Marcha de uma desalinhada
Depois de, inicialmente, ter sido dito que a pandemia não chegava a Portugal;
Depois de, a seguir, ter sido aconselhado a não usarmos as máscaras que agora são obrigatórias;
Depois de termos sido confinados em casa, durante meses, soterrados em sucessivos e, por vezes, contraditórios diplomas legais;
Depois de, no Verão, nos ter sido anunciado o alegado “milagre” de Portugal e de termos sido apresentados como exemplo;
Depois de, afinal, a realidade ter demonstrado que não existia qualquer milagre, antes aumentando sucessivamente o número de mortes;
Depois de confinamentos sem suporte legal, que apenas nos vedavam o lazer e a circulação, e sem que se visse uma qualquer estratégia de combate à pandemia por parte de quem nos governa;
Eis que a principal solução que nos é imposta, anúncios de vacinas à parte, é uma nova declaração do estado de emergência, com meia hora de vacatio legis, enquanto nos falam em “restrições preventivas”.

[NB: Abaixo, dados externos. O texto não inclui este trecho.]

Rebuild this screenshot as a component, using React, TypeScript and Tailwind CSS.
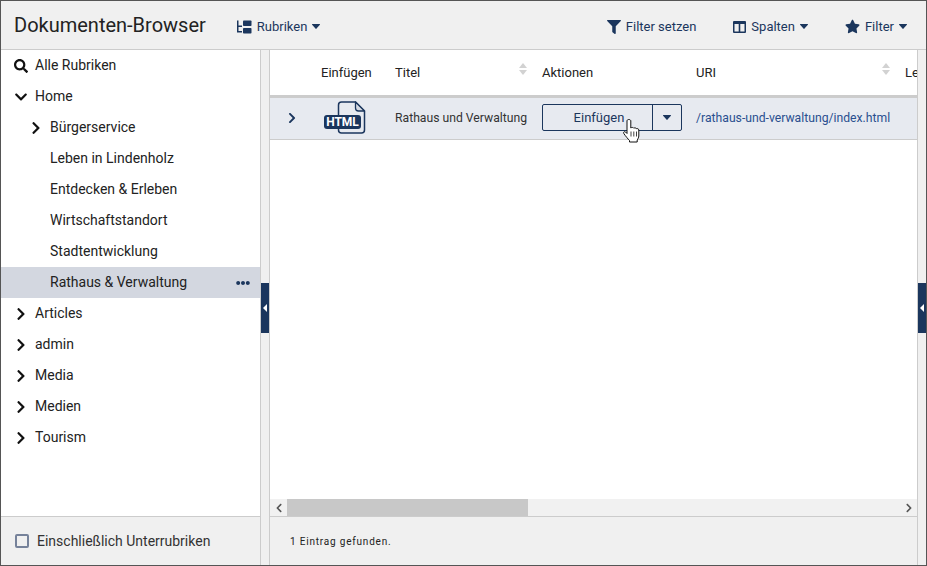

Por ora, pelos vistos, não podemos fazer grande coisa, excepto trabalhar, incluindo andar em transportes públicos com distâncias pouco recomendáveis, nas áreas e actividades em que ainda é possível fazê-lo, e ficar em casa. Aparentemente, neste país, o vírus é noctívago e ataca os que tentam cometer a ousadia de comprar uma garrafa de vinho no supermercado depois das 20h00 ou que passeiam ao fim de semana.
Enquanto mandam vigiar as fronteiras dos concelhos por estrada, esquecem-se, por exemplo, que muitos dos agentes de autoridade o fazem sem a dita máscara ou ignoram que as aglomerações de jovens ocorrem, bastas vezes, à porta das escolas ou de bares.
No mesmo tempo que se estabelecem no papel limitações aos direitos fundamentais, por exemplo, assistimos aos serviços de urgência em verdadeiro estado de sítio, sem o dito distanciamento de camas que nos impõem a nós.
Não sou negacionista. Reconheço, até por estar em grupos de risco, a gravidade do que se passa e o que temos que fazer para conter os estragos que são inegáveis, seja pelas vítimas, seja pela economia.
O que não consigo perceber é a desfaçatez de quem nos diz para fazer algo e o seu oposto, com o mesmo ar imperturbável, enquanto se perdem vidas e postos de trabalho. O que não consigo também perceber é como é que este vírus destrói muito mais do que as mortes que se anunciam todos os dias e não há quem pense que terá de haver vida para além da Covid.
Sei que estou quase sozinha na minha perplexidade, entre os que cumprem acriticamente o que lhes é determinado, ainda que inconstitucional, e os que ignoram todas as recomendações.
Estou, porém, habituada a estar desalinhada e, dizem, a solidão nos dias que correm é o mais saudável. Até ao dia em que tudo isto se torne insuportável. Ele chegará. Às vezes, a emergência maior é saber resistir.
A autora escreve de acordo com a antiga ortografia.